_Written request_
From the first line of the listing below to the line with "import React from", print each line exactly, and nothing more. Leave out the pictures.

----- Source excerpt

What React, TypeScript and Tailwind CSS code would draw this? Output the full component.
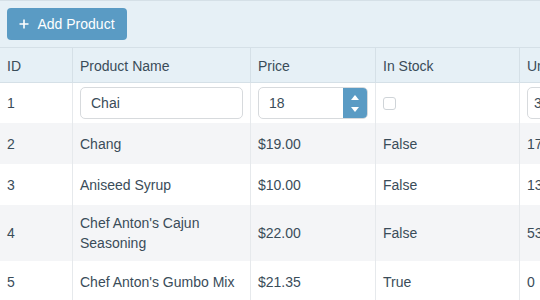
import React from "react";

const rows = [
  { id: "2", name: "Chang", price: "$19.00", stock: "False", units: "17" },
  { id: "3", name: "Aniseed Syrup", price: "$10.00", stock: "False", units: "13" },
  { id: "4", name: "Chef Anton's Cajun Seasoning", price: "$22.00", stock: "False", units: "53" },
  { id: "5", name: "Chef Anton's Gumbo Mix", price: "$21.35", stock: "True", units: "0" },
];

const cols = "grid grid-cols-[72px_178px_125px_144px_100px]";

export default function App() {
  return (
    <div
      className="w-[540px] h-[300px] overflow-hidden bg-white text-[#3a4c59] text-[14px] leading-[20px]"
      style={{ fontFamily: '"Liberation Sans", Arial, sans-serif' }}
    >
      <div className="h-[48px] bg-[#e6f0f6] border-t border-b border-[#d5e0e7] flex items-center px-[7px]">
        <button className="h-[32px] w-[120px] rounded-[4px] bg-[#5a9bc4] text-white flex items-center justify-center gap-[8px] text-[14px]">
          <svg width="10" height="10" viewBox="0 0 10 10">
            <path d="M5 0.5v9M0.5 5h9" stroke="white" strokeWidth="1.6" />
          </svg>
          <span>Add Product</span>
        </button>
      </div>
      <div className="w-[620px]">
        <div className={`${cols} h-[35px] bg-[#e6f0f6] border-b border-[#d5e0e7]`}>
          {["ID", "Product Name", "Price", "In Stock", "Units In Stock"].map((h, i) => (
            <div
              key={h}
              className={`flex items-center px-[7px] pt-[2px] whitespace-nowrap ${i > 0 ? "border-l border-[#d5e0e7]" : ""}`}
            >
              {h}
            </div>
          ))}
        </div>
        <div className={`${cols} h-[40px]`}>
          <div className="flex items-center px-[7px]">1</div>
          <div className="flex items-center px-[7px] border-l border-[#e6e9ec]">
            <div className="h-[32px] w-full rounded-[5px] border border-[#d7dadd] flex items-center px-[10px]">Chai</div>
          </div>
          <div className="flex items-center px-[7px] border-l border-[#e6e9ec]">
            <div className="h-[32px] w-full rounded-[5px] border border-[#d7dadd] flex items-center overflow-hidden">
              <span className="flex-1 px-[10px]">18</span>
              <div className="w-[24px] h-full bg-[#5a9bc4] flex flex-col items-center justify-center gap-[7px]">
                <svg width="8" height="5" viewBox="0 0 8 5"><path d="M4 0L8 5H0z" fill="white" /></svg>
                <svg width="8" height="5" viewBox="0 0 8 5"><path d="M0 0h8L4 5z" fill="white" /></svg>
              </div>
            </div>
          </div>
          <div className="flex items-center px-[7px] border-l border-[#e6e9ec]">
            <div className="w-[13px] h-[13px] rounded-[3px] border border-[#cfd4d8] bg-white" />
          </div>
          <div className="flex items-center px-[7px] border-l border-[#e6e9ec]">
            <div className="h-[32px] w-full rounded-[5px] border border-[#d7dadd] flex items-center px-[6px]">39</div>
          </div>
        </div>
        {rows.map((r, idx) => (
          <div key={r.id} className={`${cols} min-h-[41px] ${idx % 2 === 0 ? "bg-[#f4f5f7]" : "bg-white"}`}>
            <div className="flex items-center px-[7px] py-[8px]">{r.id}</div>
            <div className="flex items-center px-[7px] py-[8px] border-l border-[#e6e9ec]">{r.name}</div>
            <div className="flex items-center px-[7px] py-[8px] border-l border-[#e6e9ec]">{r.price}</div>
            <div className="flex items-center px-[7px] py-[8px] border-l border-[#e6e9ec]">{r.stock}</div>
            <div className="flex items-center px-[7px] py-[8px] border-l border-[#e6e9ec]">{r.units}</div>
          </div>
        ))}
      </div>
    </div>
  );
}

----------

_Exercise output_
What React, TypeScript and Tailwind CSS code would draw this? Output the full component.
import React from "react";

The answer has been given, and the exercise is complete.